Systems Modeling at Multiple Levels of Regulation: Linking Systems and Genetic Networks to Spatially Explicit Plant Populations

Abstract

Selection and adaptation of individuals to their underlying environments are highly dynamical processes, encompassing interactions between the individual and its seasonally changing environment, synergistic or antagonistic interactions between individuals and interactions amongst the regulatory genes within the individual. Plants are useful organisms to study within systems modeling because their sedentary nature simplifies interactions between individuals and the environment, and many important plant processes such as germination or flowering are dependent on annual cycles which can be disrupted by climate behavior. Sedentism makes plants relevant candidates for spatially explicit modeling that is tied in with dynamical environments. We propose that in order to fully understand the complexities behind plant adaptation, a system that couples aspects from systems biology with population and landscape genetics is required. A suitable system could be represented by spatially explicit individual-based models where the virtual individuals are located within time-variable heterogeneous environments and contain mutable regulatory gene networks. These networks could directly interact with the environment, and should provide a useful approach to studying plant adaptation.

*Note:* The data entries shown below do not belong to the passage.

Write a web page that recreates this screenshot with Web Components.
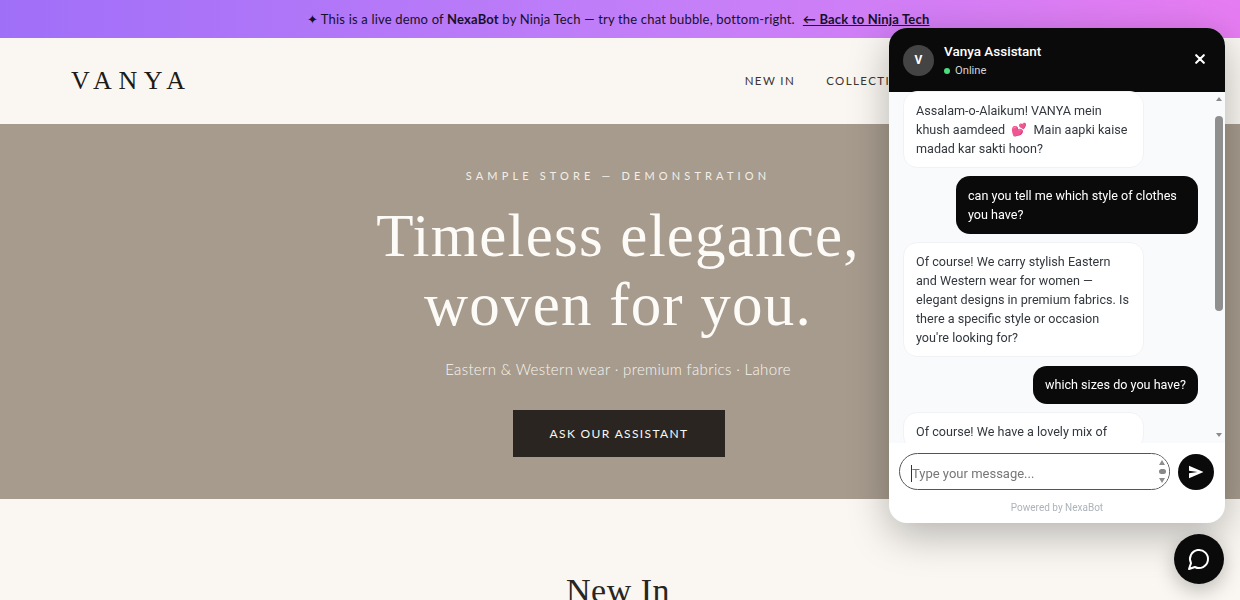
<!DOCTYPE html>
<html lang="en">
<head>
<meta charset="utf-8">
<title>VANYA</title>
<style>
html,body{margin:0;padding:0;height:100%;overflow:hidden;background:#faf7f2}
body{font-family:"Lato","Liberation Sans",sans-serif}
</style>
</head>
<body>
<demo-banner>✦ This is a live demo of <b>NexaBot</b> by Ninja Tech — try the chat bubble, bottom-right.<a href="#">← Back to Ninja Tech</a></demo-banner>
<site-nav></site-nav>
<hero-section></hero-section>
<new-in-section></new-in-section>
<chat-widget>
  <chat-bubble from="bot">Assalam-o-Alaikum! VANYA mein khush aamdeed &nbsp;💕&nbsp; Main aapki kaise madad kar sakti hoon?</chat-bubble>
  <chat-bubble from="user">can you tell me which style of clothes you have?</chat-bubble>
  <chat-bubble from="bot">Of course! We carry stylish Eastern and Western wear for women — elegant designs in premium fabrics. Is there a specific style or occasion you're looking for?</chat-bubble>
  <chat-bubble from="user">which sizes do you have?</chat-bubble>
  <chat-bubble from="bot">Of course! We have a lovely mix of</chat-bubble>
</chat-widget>
<script>
function def(name, css, html){
  customElements.define(name, class extends HTMLElement{
    constructor(){super();const r=this.attachShadow({mode:"open"});r.innerHTML="<style>"+css+"</style>"+html;}
  });
}
def("demo-banner",`
:host{display:flex;justify-content:center;align-items:center;height:38px;padding-right:4px;
background:linear-gradient(90deg,#a06ff8 0%,#c47ff8 55%,#e77cf2 100%);color:#17102a;
font:400 13px/1 "Lato","Liberation Sans",sans-serif;letter-spacing:.18px;white-space:pre}
::slotted(a){color:#17102a;font-weight:700;margin-left:8px;text-decoration:underline}
::slotted(b){font-weight:700}
`,`<slot></slot>`);
def("site-nav",`
:host{display:flex;align-items:center;height:86px;padding:0 4px 0 71px;background:#faf7f2;color:#3a3530;box-sizing:border-box}
.logo{font:400 26px/1 "Liberation Serif",serif;letter-spacing:6.6px;color:#1e1a16;flex:0 0 auto}
nav{display:flex;gap:31px;margin-left:553px;font:400 11.5px/1 "Lato","Liberation Sans",sans-serif;letter-spacing:1.4px;white-space:nowrap}
`,`<div class="logo">VANYA</div><nav><span>NEW IN</span><span>COLLECTIONS</span></nav>`);
def("hero-section",`
:host{display:flex;flex-direction:column;align-items:center;height:375px;box-sizing:border-box;padding:45px 4px 0 0;background:#a69b8d;color:#fdfbf7;text-align:center}
.eye{font:400 11px/13px "Lato","Liberation Sans",sans-serif;letter-spacing:4.15px;color:#f3efe8}
h1{margin:19px 0 0;font:400 61px/69px "Liberation Serif",serif;letter-spacing:1.2px}
p{margin:19px 0 0;font:300 15px/22px "Lato","Liberation Sans",sans-serif;letter-spacing:.35px;color:#f8f5ef}
.btn{display:flex;align-items:center;justify-content:center;margin:30px 0 0 2px;width:212px;height:47px;background:#2a2520;color:#faf7f2;font:400 12px/1 "Lato","Liberation Sans",sans-serif;letter-spacing:1.35px}
`,`<div class="eye">SAMPLE STORE — DEMONSTRATION</div><h1>Timeless elegance,<br>woven for you.</h1><p>Eastern &amp; Western wear · premium fabrics · Lahore</p><div class="btn">ASK OUR ASSISTANT</div>`);
def("new-in-section",`
:host{display:block;padding:72px 4px 0 0;background:#faf7f2;text-align:center;color:#2a2520}
h2{margin:0;font:400 34px/40px "Liberation Serif",serif;letter-spacing:.5px}
`,`<h2>New In</h2>`);
def("chat-bubble",`
:host{display:block;box-sizing:border-box;width:fit-content;max-width:242px;padding:9.5px 12px;font:400 12.6px/19.2px "Roboto","Open Sans",sans-serif;border-radius:14px;flex:0 0 auto}
:host([from=bot]){align-self:flex-start;width:241px;background:#fff;color:#33383e;border:1px solid #f0f2f6;padding:8.5px 12px}
:host([from=user]){align-self:flex-end;background:#0a0a0a;color:#fff}
`,`<slot></slot>`);
def("chat-widget",`
:host{position:fixed;left:889px;top:28px;width:336px;height:495px;border-radius:18px;background:#fff;overflow:hidden;display:flex;flex-direction:column;box-shadow:0 12px 40px rgba(0,0,0,.28);font-family:"Roboto","Open Sans",sans-serif;z-index:2}
header{display:flex;align-items:center;height:64px;flex:0 0 auto;background:#0a0a0a;color:#fff;padding:0 20px 0 14px;box-sizing:border-box}
.av{width:31px;height:31px;border-radius:50%;background:#444;display:flex;align-items:center;justify-content:center;font:700 12px/1 "Roboto",sans-serif;margin-right:10px}
.who{flex:1;display:flex;flex-direction:column;gap:4px}
.name{font:500 13.5px/18px "Roboto",sans-serif}
.st{display:flex;align-items:center;gap:5px;font:400 11.2px/14px "Roboto",sans-serif;color:#d5d5d5}
.dot{width:6px;height:6px;border-radius:50%;background:#4ade80}
.x{width:10px;height:10px;display:block;margin-top:-2px}
.mid{flex:1;min-height:0;display:flex;background:#f8fafc}
.list{flex:1;min-width:0;overflow:hidden;display:flex;flex-direction:column;gap:8.5px;padding:0 16px 0 14px;margin-top:-1px;box-sizing:border-box}
.bar{width:10px;margin-right:1px;flex:0 0 auto;display:flex;flex-direction:column;align-items:center;padding-top:5px;box-sizing:border-box}
.up{width:0;height:0;border:3.5px solid transparent;border-top:0;border-bottom:4px solid #8b8b8b}
.down{width:0;height:0;border:3.5px solid transparent;border-bottom:0;border-top:4px solid #8b8b8b;margin-top:122px}
.thumb{width:8px;height:195px;border-radius:4px;background:#8f8f8f;margin-top:15px}
.inp{flex:0 0 auto;display:flex;align-items:center;padding:10px 10px 0;box-sizing:border-box}
.field{position:relative;width:271px;height:37px;box-sizing:border-box;border:1.5px solid #555;border-radius:19px;display:flex;align-items:center;padding:3px 0 0 11px;font:400 13px/1 "Roboto",sans-serif;color:#777;overflow:hidden}
.caret{width:1px;height:17px;background:#333}
.spin{position:absolute;right:0;top:0;bottom:0;width:14px;background:#fff;display:flex;flex-direction:column;align-items:center;justify-content:center;gap:4px}
.spin i{display:block}
.u{width:0;height:0;border:3.5px solid transparent;border-top:0;border-bottom:5px solid #8d8d8d}
.d{width:0;height:0;border:3.5px solid transparent;border-bottom:0;border-top:5px solid #8d8d8d}
.m{width:7px;height:5px;border-radius:3px;background:#888}
.send{width:36px;height:36px;border-radius:50%;background:#0a0a0a;margin-left:8px;display:flex;align-items:center;justify-content:center;flex:0 0 auto}
.pw{text-align:center;font:400 10px/14px "Roboto",sans-serif;color:#adb3ba;margin-top:11px;padding-bottom:8px}
`,`<header><div class="av">V</div><div class="who"><div class="name">Vanya Assistant</div><div class="st"><span class="dot"></span>Online</div></div>
<svg class="x" viewBox="0 0 10 10"><path d="M1.2 1.2l7.6 7.6M8.8 1.2l-7.6 7.6" stroke="#fff" stroke-width="2.1" stroke-linecap="round"/></svg></header>
<div class="mid"><div class="list"><slot></slot></div><div class="bar"><div class="up"></div><div class="thumb"></div><div class="down"></div></div></div>
<div class="inp"><div class="field"><span class="caret"></span>Type your message...<div class="spin"><i class="u"></i><i class="m"></i><i class="d"></i></div></div>
<div class="send"><svg width="18" height="18" viewBox="0 0 18 18"><path d="M2 2.8L16.5 9 2 15.2l0-4.9L10.5 9 2 7.7z" fill="#fff"/></svg></div></div>
<div class="pw">Powered by NexaBot</div>`);
def("chat-launcher",`
:host{position:fixed;left:1174px;top:534px;width:50px;height:50px;border-radius:50%;background:#0a0a0a;display:flex;align-items:center;justify-content:center;box-shadow:0 6px 20px rgba(0,0,0,.25);z-index:3}
`,`<svg width="24" height="24" viewBox="0 0 24 24" fill="none" stroke="#fff" stroke-width="2" stroke-linecap="round" stroke-linejoin="round"><path d="M7.9 20A9 9 0 1 0 4 16.1L2 22z"/></svg>`);
document.body.appendChild(document.createElement("chat-launcher"));
</script>
</body>
</html>
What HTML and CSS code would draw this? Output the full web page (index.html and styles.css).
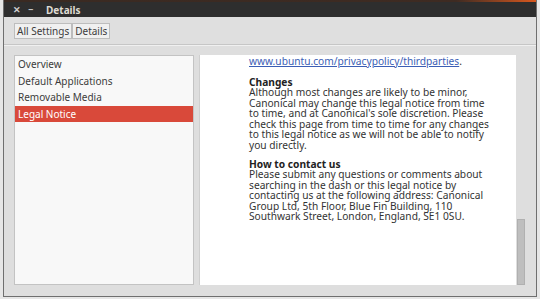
FILE: index.html
```html
<!DOCTYPE html>
<html>
<head>
  <title>Details</title>
  <link rel="stylesheet" href="styles.css">
</head>
<body>
  <div class="window">
    <div class="topline"></div>
    <div class="titlebar">
      <span class="win-btn">&#x2715;</span>
      <span class="win-btn">&#x2212;</span>
      <span class="title">Details</span>
    </div>

    <div class="toolbar">
      <button class="crumb">All Settings</button><button class="crumb">Details</button>
    </div>

    <div class="content">
      <ul class="sections">
        <li>Overview</li>
        <li>Default Applications</li>
        <li>Removable Media</li>
        <li class="selected">Legal Notice</li>
      </ul>

      <div class="notice">
        <div class="notice-text">
          <p class="first"><span class="cut-line">party websites, please see</span><a href="#">www.ubuntu.com/privacypolicy/thirdparties</a>.</p>

          <h3>Changes</h3>
          <p>Although most changes are likely to be minor,<br>Canonical may change this legal notice from time<br>to time, and at Canonical's sole discretion. Please<br>check this page from time to time for any changes<br>to this legal notice as we will not be able to notify<br>you directly.</p>

          <h3>How to contact us</h3>
          <p>Please submit any questions or comments about<br>searching in the dash or this legal notice by<br>contacting us at the following address: Canonical<br>Group Ltd, 5th Floor, Blue Fin Building, 110<br>Southwark Street, London, England, SE1 0SU.</p>
        </div>
      </div>

      <div class="scrollbar">
        <div class="thumb"></div>
      </div>
    </div>
  </div>
</body>
</html>
```

FILE: styles.css
```css
body {
  margin: 0;
  background-color: #e6e6e6;
  font-family: "Noto Sans", "Open Sans", sans-serif;
}

.window {
  margin: 0 3px 0 3px;
  height: 296px;
  border: 1px solid #6f6f6f;
  border-top: none;
  background-color: #dedede;
  display: flex;
  flex-direction: column;
}

.topline {
  height: 2px;
  background: linear-gradient(to right, #3a2a22 0%, #3e2b22 85%, #d9581e 100%);
}

.titlebar {
  height: 15px;
  background-color: #2e2e2e;
  color: #dfdbd2;
  display: flex;
  align-items: center;
  font-size: 10px;
  padding-left: 9px;
}

.win-btn {
  width: 15px;
  font-size: 9px;
  font-weight: bold;
  color: #cfcfcf;
}

.title {
  margin-left: 3px;
  font-weight: bold;
}

.toolbar {
  height: 27px;
  display: flex;
  align-items: center;
  padding-left: 10px;
  border-bottom: 1px solid #c6c6c6;
  background-color: #dfdfdf;
}

.crumb {
  font-family: inherit;
  font-size: 10px;
  color: #3c3c3c;
  background-color: #f0f0f0;
  border: 1px solid #bdbdbd;
  height: 16px;
  padding: 0 2px;
  margin: 0;
}

.content {
  flex: 1;
  display: flex;
  padding: 9px 9px 11px 10px;
  border-top: 1px solid #f0f0f0;
}

.sections {
  list-style: none;
  margin: 0;
  padding: 0;
  width: 178px;
  background-color: #f8f8f8;
  border: 1px solid #c3c3c3;
  font-size: 10px;
  color: #3c3c3c;
}

.sections li {
  height: 16.5px;
  line-height: 16px;
  padding-left: 3px;
}

.sections li.selected {
  background-color: #d9493a;
  color: #fff;
}

.notice {
  margin-left: 5px;
  flex: 1;
  background-color: #fff;
  border-left: 1px solid #cfcfcf;
  overflow: hidden;
}

.notice-text {
  margin: -8px 0 0 49px;
  font-size: 10.2px;
  line-height: 10.5px;
  color: #333;
}

.notice-text p {
  margin: 0 0 8.5px 0;
}

.notice-text p.first {
  margin-bottom: 10px;
}

/* line scrolled above the view, only its descenders show */
.cut-line {
  display: block;
  line-height: 3px;
  margin-bottom: 6px;
}

.notice-text h3 {
  margin: 0;
  font-size: 10.2px;
  font-weight: bold;
  color: #222;
}

.notice-text a {
  color: #3b5eb5;
}

.scrollbar {
  width: 10px;
  display: flex;
  flex-direction: column;
  justify-content: flex-end;
  padding-left: 1px;
}

.thumb {
  height: 66px;
  width: 8px;
  background-color: #bebebe;
  border: 1px solid #b0b0b0;
  box-sizing: border-box;
}
```
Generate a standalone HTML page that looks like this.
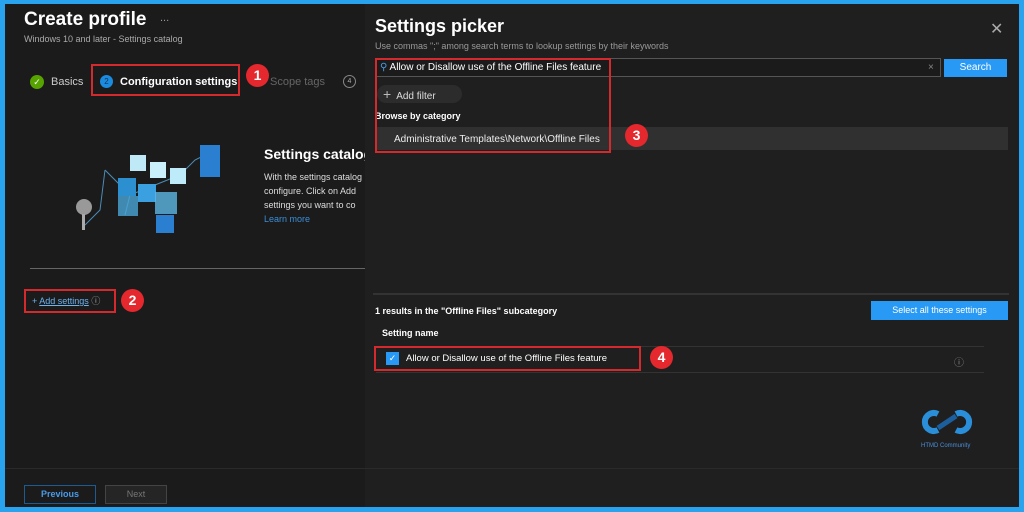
<!DOCTYPE html>
<html><head><style>
*{margin:0;padding:0;box-sizing:border-box}
body{width:1024px;height:512px;background:#2aa3ef;font-family:"Liberation Sans",sans-serif;overflow:hidden;position:relative}
.main{position:absolute;left:5px;top:4px;width:1014px;height:503px;background:#1b1b1b}
.a{position:absolute;white-space:nowrap}
.right{position:absolute;left:365px;top:4px;width:654px;height:503px;background:#1f1f1f}
.red{position:absolute;border:2px solid #d42a2e}
.badge{position:absolute;width:23px;height:23px;border-radius:50%;background:#e4282e;color:#fff;font-weight:bold;font-size:14px;text-align:center;line-height:23px}
</style></head><body>
<div class="main"></div>
<div class="a" style="left:24px;top:9px;font-size:19px;color:#fff;font-weight:bold">Create profile</div>
<div class="a" style="left:160px;top:12px;font-size:11px;color:#999">...</div>
<div class="a" style="left:24px;top:34px;font-size:9px;color:#aaa">Windows 10 and later - Settings catalog</div>
<div class="a" style="left:30px;top:75px;width:14px;height:14px;border-radius:50%;background:#57a300;color:#fff;font-size:9px;text-align:center;line-height:14px">✓</div>
<div class="a" style="left:51px;top:76px;font-size:11px;color:#ccc">Basics</div>
<div class="a" style="left:100px;top:75px;width:13px;height:13px;border-radius:50%;background:#1b8be0;color:#135;font-size:8px;text-align:center;line-height:13px">2</div>
<div class="a" style="left:120px;top:76px;font-size:11px;color:#fff;font-weight:bold">Configuration settings</div>
<div class="red" style="left:91px;top:64px;width:149px;height:32px"></div>
<div class="badge" style="left:246px;top:64px">1</div>
<div class="a" style="left:270px;top:76px;font-size:11px;color:#666">Scope tags</div>
<div class="a" style="left:343px;top:75px;width:13px;height:13px;border-radius:50%;border:1px solid #888;color:#aaa;font-size:7px;text-align:center;line-height:11px">4</div>
<svg class="a" style="left:70px;top:140px" width="155" height="95">
<g stroke="#4a8db8" stroke-width="1" fill="none"><polyline points="35,30 60,55 85,45 110,35 125,20 145,10"/><polyline points="35,30 30,70 15,85"/><polyline points="60,55 55,75"/></g>
<rect x="60" y="15" width="16" height="16" fill="#bfe9f7"/><rect x="80" y="22" width="16" height="16" fill="#c9f0fb"/><rect x="100" y="28" width="16" height="16" fill="#bdebf9"/>
<rect x="48" y="38" width="18" height="18" fill="#2c8fd0"/><rect x="68" y="44" width="18" height="18" fill="#3aa0e0"/><rect x="48" y="56" width="20" height="20" fill="#4aa6d8" opacity=".8"/><rect x="85" y="52" width="22" height="22" fill="#5cb8e4" opacity=".8"/><rect x="86" y="75" width="18" height="18" fill="#2a7fd0"/>
<rect x="130" y="5" width="20" height="32" fill="#2a7fd0"/>
<circle cx="14" cy="67" r="8" fill="#999"/><rect x="12" y="74" width="3" height="16" fill="#aaa"/></svg>
<div class="a" style="left:264px;top:146px;font-size:14px;color:#fff;font-weight:bold">Settings catalog</div>
<div class="a" style="left:264px;top:170px;font-size:9px;color:#ddd;line-height:14px">With the settings catalog<br>configure. Click on Add<br>settings you want to co</div>
<div class="a" style="left:264px;top:214px;font-size:9px;color:#3a8fd8">Learn more</div>
<div class="a" style="left:30px;top:268px;width:335px;height:1px;background:#666"></div>
<div class="a" style="left:32px;top:294px;font-size:9px;color:#6db3f0">+ <u>Add settings</u> <span style="color:#aaa">ⓘ</span></div>
<div class="red" style="left:24px;top:289px;width:92px;height:24px"></div>
<div class="badge" style="left:121px;top:289px">2</div>
<div class="a" style="left:24px;top:485px;width:72px;height:19px;border:1px solid #1d5b90;color:#4a9be8;font-size:9px;font-weight:bold;text-align:center;line-height:17px">Previous</div>
<div class="a" style="left:105px;top:485px;width:62px;height:19px;border:1px solid #444;background:#252525;color:#777;font-size:9px;text-align:center;line-height:17px">Next</div>
<div class="right"></div>
<div class="a" style="left:5px;top:468px;width:1014px;height:1px;background:#2a2a2a"></div>
<div class="a" style="left:375px;top:16px;font-size:18px;color:#fff;font-weight:bold">Settings picker</div>
<div class="a" style="left:990px;top:19px;font-size:16px;color:#aaa">✕</div>
<div class="a" style="left:375px;top:41px;font-size:9px;color:#999">Use commas ";" among search terms to lookup settings by their keywords</div>
<div class="a" style="left:375px;top:58px;width:566px;height:19px;border:1px solid #555;background:#1b1b1b"></div>
<div class="a" style="left:380px;top:62px;font-size:10px;color:#fff"><span style="color:#4a9be8">⚲</span> Allow or Disallow use of the Offline Files feature</div>
<div class="a" style="left:928px;top:62px;font-size:10px;color:#888">×</div>
<div class="a" style="left:944px;top:59px;width:63px;height:18px;background:#2899f5;color:#fff;font-size:10px;text-align:center;line-height:18px">Search</div>
<div class="a" style="left:377px;top:85px;width:85px;height:18px;border-radius:9px;background:#2c2c2c;color:#ddd;font-size:10px;line-height:18px;padding-left:6px"><span style="font-size:14px;color:#bbb">+</span>&nbsp; Add filter</div>
<div class="a" style="left:375px;top:111px;font-size:9px;color:#fff;font-weight:bold">Browse by category</div>
<div class="a" style="left:376px;top:127px;width:632px;height:23px;background:#303030"></div>
<div class="a" style="left:394px;top:134px;font-size:10px;color:#eee">Administrative Templates\Network\Offline Files</div>
<div class="red" style="left:375px;top:58px;width:236px;height:95px"></div>
<div class="badge" style="left:625px;top:124px">3</div>
<div class="a" style="left:373px;top:293px;width:636px;height:2px;background:#333"></div>
<div class="a" style="left:375px;top:306px;font-size:9px;color:#fff;font-weight:bold">1 results in the "Offline Files" subcategory</div>
<div class="a" style="left:871px;top:301px;width:137px;height:19px;background:#2899f5;color:#fff;font-size:9px;text-align:center;line-height:19px">Select all these settings</div>
<div class="a" style="left:382px;top:328px;font-size:9px;color:#fff;font-weight:bold">Setting name</div>
<div class="a" style="left:376px;top:346px;width:608px;height:1px;background:#333"></div>
<div class="a" style="left:386px;top:352px;width:13px;height:13px;background:#2899f5;color:#fff;font-size:9px;text-align:center;line-height:13px">✓</div>
<div class="a" style="left:406px;top:353px;font-size:9.5px;color:#fff">Allow or Disallow use of the Offline Files feature</div>
<div class="a" style="left:954px;top:354px;font-size:10px;color:#888">ⓘ</div>
<div class="a" style="left:376px;top:372px;width:608px;height:1px;background:#333"></div>
<div class="red" style="left:374px;top:346px;width:267px;height:25px"></div>
<div class="badge" style="left:650px;top:346px">4</div>
<svg class="a" style="left:920px;top:408px" width="58" height="30"><path d="M18 6 A9 9 0 1 0 18 22" stroke="#2a8fd8" stroke-width="6" fill="none"/><path d="M36 6 A9 9 0 1 1 36 22" stroke="#2a8fd8" stroke-width="6" fill="none"/><path d="M18 20 L36 8" stroke="#1c5f9e" stroke-width="5"/></svg>
<div class="a" style="left:921px;top:443px;font-size:6px;color:#4a8fd8">HTMD Community</div>
</body></html>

Keywords: gene regulatory networks; landscape genetics; population genetics; simulation; spatial individual based modeling; systems biology.

Figure 1

The levels of regulation within the proposed modeling framework. The five levels are: the genic level, genome, individual, population and environment. At the genic level, the genes interact with each other as a gene-regulatory networks (GRN) to produce a phenotype. At the genome level, these genes are arranged into chromosomes, which segregate at meiosis, and the comprising genes mutate and recombine, altering their function. The individual has various life cycle histories and if sufficiently fit from its comprising genetic material, reproduces with other individuals to produce progeny. The individuals make up the populations, which through admix through migration, and can lead to differentiation through bottlenecks and founder effects. The environment contains parameters that change cyclically (or unexpectedly), which is fed into the GRN of the individuals.

Figure 2

Vernalization and photoperiodicity in Barley. Gene Vrn2 negatively down-regulates gene Vrn1, preventing flowering. During periods of cold, short days, Vrn2 is down-regulated. However a period of long days is required to activate genes Ppd1 and Vrn2, which activate flowering.

Figure 3

Example network motifs. (A) Single input module (B), multi-input module, (C) coherent feed-forward loop: The motif consists of a direct and an indirect pathway to activate the final gene. (D) Incoherent feed-forward loop: The overall sign of the indirect and direct paths differ. (E) Three-cycle positive feedback loop, (F) three-cycle negative feedback loop, (F) bi-fan motif, (G) double-positive feedback loop.

Figure 4

Example of a Boolean network. (A) AND motif: Genes A and B co-regulate each other, therefore Genes A and B must be active to activate Gene C (B) OR motif, either Gene A or B is sufficient to activate Gene C (C) NOT motif: Gene B down-regulates Gene C, therefore must be “off” to allow activation of Gene C.